**TASK DESCRIPTION:** Write the listing below out again exactly, dropping the images.
-------
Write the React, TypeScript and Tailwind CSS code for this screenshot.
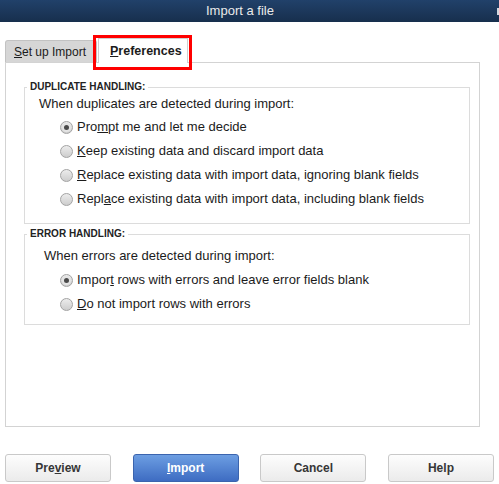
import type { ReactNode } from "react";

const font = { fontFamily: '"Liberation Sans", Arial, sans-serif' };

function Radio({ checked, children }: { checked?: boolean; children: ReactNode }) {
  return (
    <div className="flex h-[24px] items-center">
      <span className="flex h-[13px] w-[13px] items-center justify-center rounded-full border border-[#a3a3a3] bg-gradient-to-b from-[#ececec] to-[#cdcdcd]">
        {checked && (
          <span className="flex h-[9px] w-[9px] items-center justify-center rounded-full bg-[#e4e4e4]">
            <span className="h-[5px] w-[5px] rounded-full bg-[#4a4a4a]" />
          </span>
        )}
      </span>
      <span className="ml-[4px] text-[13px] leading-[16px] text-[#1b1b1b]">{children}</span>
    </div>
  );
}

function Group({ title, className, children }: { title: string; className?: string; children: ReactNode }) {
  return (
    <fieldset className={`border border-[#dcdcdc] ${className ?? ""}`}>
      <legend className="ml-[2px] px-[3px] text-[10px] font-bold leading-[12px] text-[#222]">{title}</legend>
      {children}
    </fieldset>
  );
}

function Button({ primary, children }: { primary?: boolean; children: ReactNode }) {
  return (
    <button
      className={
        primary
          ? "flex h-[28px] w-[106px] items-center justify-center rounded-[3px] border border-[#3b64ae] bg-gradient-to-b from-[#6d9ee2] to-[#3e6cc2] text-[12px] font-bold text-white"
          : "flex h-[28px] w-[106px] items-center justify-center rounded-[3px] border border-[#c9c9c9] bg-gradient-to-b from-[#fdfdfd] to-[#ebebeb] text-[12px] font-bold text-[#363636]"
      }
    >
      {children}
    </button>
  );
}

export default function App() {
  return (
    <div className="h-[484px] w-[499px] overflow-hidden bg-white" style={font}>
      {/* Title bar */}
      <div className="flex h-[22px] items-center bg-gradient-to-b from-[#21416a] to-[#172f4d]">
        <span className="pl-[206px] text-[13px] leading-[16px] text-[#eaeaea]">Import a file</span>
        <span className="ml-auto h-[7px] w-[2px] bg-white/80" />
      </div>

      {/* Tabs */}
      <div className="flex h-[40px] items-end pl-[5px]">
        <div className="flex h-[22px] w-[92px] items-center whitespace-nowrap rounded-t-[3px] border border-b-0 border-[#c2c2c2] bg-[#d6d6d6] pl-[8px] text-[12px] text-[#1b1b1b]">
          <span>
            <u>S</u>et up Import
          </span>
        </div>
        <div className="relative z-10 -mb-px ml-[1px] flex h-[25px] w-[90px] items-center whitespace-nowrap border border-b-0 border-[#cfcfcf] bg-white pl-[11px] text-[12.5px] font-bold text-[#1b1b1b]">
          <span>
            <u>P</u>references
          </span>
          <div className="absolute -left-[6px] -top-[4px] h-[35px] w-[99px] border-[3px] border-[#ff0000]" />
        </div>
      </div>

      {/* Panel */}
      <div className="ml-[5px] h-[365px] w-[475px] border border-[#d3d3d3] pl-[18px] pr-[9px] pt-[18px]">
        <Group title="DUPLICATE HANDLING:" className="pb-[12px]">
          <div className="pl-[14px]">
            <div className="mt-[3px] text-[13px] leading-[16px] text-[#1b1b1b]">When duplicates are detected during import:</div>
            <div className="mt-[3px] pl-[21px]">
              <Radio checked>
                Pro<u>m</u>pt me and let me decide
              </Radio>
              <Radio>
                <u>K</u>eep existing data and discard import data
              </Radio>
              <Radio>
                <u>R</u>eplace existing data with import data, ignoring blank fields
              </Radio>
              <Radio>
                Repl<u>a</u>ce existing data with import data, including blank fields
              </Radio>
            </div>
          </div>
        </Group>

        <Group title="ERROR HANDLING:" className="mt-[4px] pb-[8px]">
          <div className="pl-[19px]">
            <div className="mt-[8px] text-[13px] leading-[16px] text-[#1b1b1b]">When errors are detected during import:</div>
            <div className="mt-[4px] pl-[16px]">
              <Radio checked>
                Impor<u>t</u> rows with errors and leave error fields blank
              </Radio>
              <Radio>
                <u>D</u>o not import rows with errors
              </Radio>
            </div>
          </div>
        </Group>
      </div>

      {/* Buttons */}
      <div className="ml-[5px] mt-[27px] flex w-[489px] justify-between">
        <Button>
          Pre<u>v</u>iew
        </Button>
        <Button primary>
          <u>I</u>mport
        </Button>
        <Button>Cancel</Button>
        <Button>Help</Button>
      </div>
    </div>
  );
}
-------
**SOLUTION:**
Write the React, TypeScript and Tailwind CSS code for this screenshot.
import type { ReactNode } from "react";

const font = { fontFamily: '"Liberation Sans", Arial, sans-serif' };

function Radio({ checked, children }: { checked?: boolean; children: ReactNode }) {
  return (
    <div className="flex h-[24px] items-center">
      <span className="flex h-[13px] w-[13px] items-center justify-center rounded-full border border-[#a3a3a3] bg-gradient-to-b from-[#ececec] to-[#cdcdcd]">
        {checked && (
          <span className="flex h-[9px] w-[9px] items-center justify-center rounded-full bg-[#e4e4e4]">
            <span className="h-[5px] w-[5px] rounded-full bg-[#4a4a4a]" />
          </span>
        )}
      </span>
      <span className="ml-[4px] text-[13px] leading-[16px] text-[#1b1b1b]">{children}</span>
    </div>
  );
}

function Group({ title, className, children }: { title: string; className?: string; children: ReactNode }) {
  return (
    <fieldset className={`border border-[#dcdcdc] ${className ?? ""}`}>
      <legend className="ml-[2px] px-[3px] text-[10px] font-bold leading-[12px] text-[#222]">{title}</legend>
      {children}
    </fieldset>
  );
}

function Button({ primary, children }: { primary?: boolean; children: ReactNode }) {
  return (
    <button
      className={
        primary
          ? "flex h-[28px] w-[106px] items-center justify-center rounded-[3px] border border-[#3b64ae] bg-gradient-to-b from-[#6d9ee2] to-[#3e6cc2] text-[12px] font-bold text-white"
          : "flex h-[28px] w-[106px] items-center justify-center rounded-[3px] border border-[#c9c9c9] bg-gradient-to-b from-[#fdfdfd] to-[#ebebeb] text-[12px] font-bold text-[#363636]"
      }
    >
      {children}
    </button>
  );
}

export default function App() {
  return (
    <div className="h-[484px] w-[499px] overflow-hidden bg-white" style={font}>
      {/* Title bar */}
      <div className="flex h-[22px] items-center bg-gradient-to-b from-[#21416a] to-[#172f4d]">
        <span className="pl-[206px] text-[13px] leading-[16px] text-[#eaeaea]">Import a file</span>
        <span className="ml-auto h-[7px] w-[2px] bg-white/80" />
      </div>

      {/* Tabs */}
      <div className="flex h-[40px] items-end pl-[5px]">
        <div className="flex h-[22px] w-[92px] items-center whitespace-nowrap rounded-t-[3px] border border-b-0 border-[#c2c2c2] bg-[#d6d6d6] pl-[8px] text-[12px] text-[#1b1b1b]">
          <span>
            <u>S</u>et up Import
          </span>
        </div>
        <div className="relative z-10 -mb-px ml-[1px] flex h-[25px] w-[90px] items-center whitespace-nowrap border border-b-0 border-[#cfcfcf] bg-white pl-[11px] text-[12.5px] font-bold text-[#1b1b1b]">
          <span>
            <u>P</u>references
          </span>
          <div className="absolute -left-[6px] -top-[4px] h-[35px] w-[99px] border-[3px] border-[#ff0000]" />
        </div>
      </div>

      {/* Panel */}
      <div className="ml-[5px] h-[365px] w-[475px] border border-[#d3d3d3] pl-[18px] pr-[9px] pt-[18px]">
        <Group title="DUPLICATE HANDLING:" className="pb-[12px]">
          <div className="pl-[14px]">
            <div className="mt-[3px] text-[13px] leading-[16px] text-[#1b1b1b]">When duplicates are detected during import:</div>
            <div className="mt-[3px] pl-[21px]">
              <Radio checked>
                Pro<u>m</u>pt me and let me decide
              </Radio>
              <Radio>
                <u>K</u>eep existing data and discard import data
              </Radio>
              <Radio>
                <u>R</u>eplace existing data with import data, ignoring blank fields
              </Radio>
              <Radio>
                Repl<u>a</u>ce existing data with import data, including blank fields
              </Radio>
            </div>
          </div>
        </Group>

        <Group title="ERROR HANDLING:" className="mt-[4px] pb-[8px]">
          <div className="pl-[19px]">
            <div className="mt-[8px] text-[13px] leading-[16px] text-[#1b1b1b]">When errors are detected during import:</div>
            <div className="mt-[4px] pl-[16px]">
              <Radio checked>
                Impor<u>t</u> rows with errors and leave error fields blank
              </Radio>
              <Radio>
                <u>D</u>o not import rows with errors
              </Radio>
            </div>
          </div>
        </Group>
      </div>

      {/* Buttons */}
      <div className="ml-[5px] mt-[27px] flex w-[489px] justify-between">
        <Button>
          Pre<u>v</u>iew
        </Button>
        <Button primary>
          <u>I</u>mport
        </Button>
        <Button>Cancel</Button>
        <Button>Help</Button>
      </div>
    </div>
  );
}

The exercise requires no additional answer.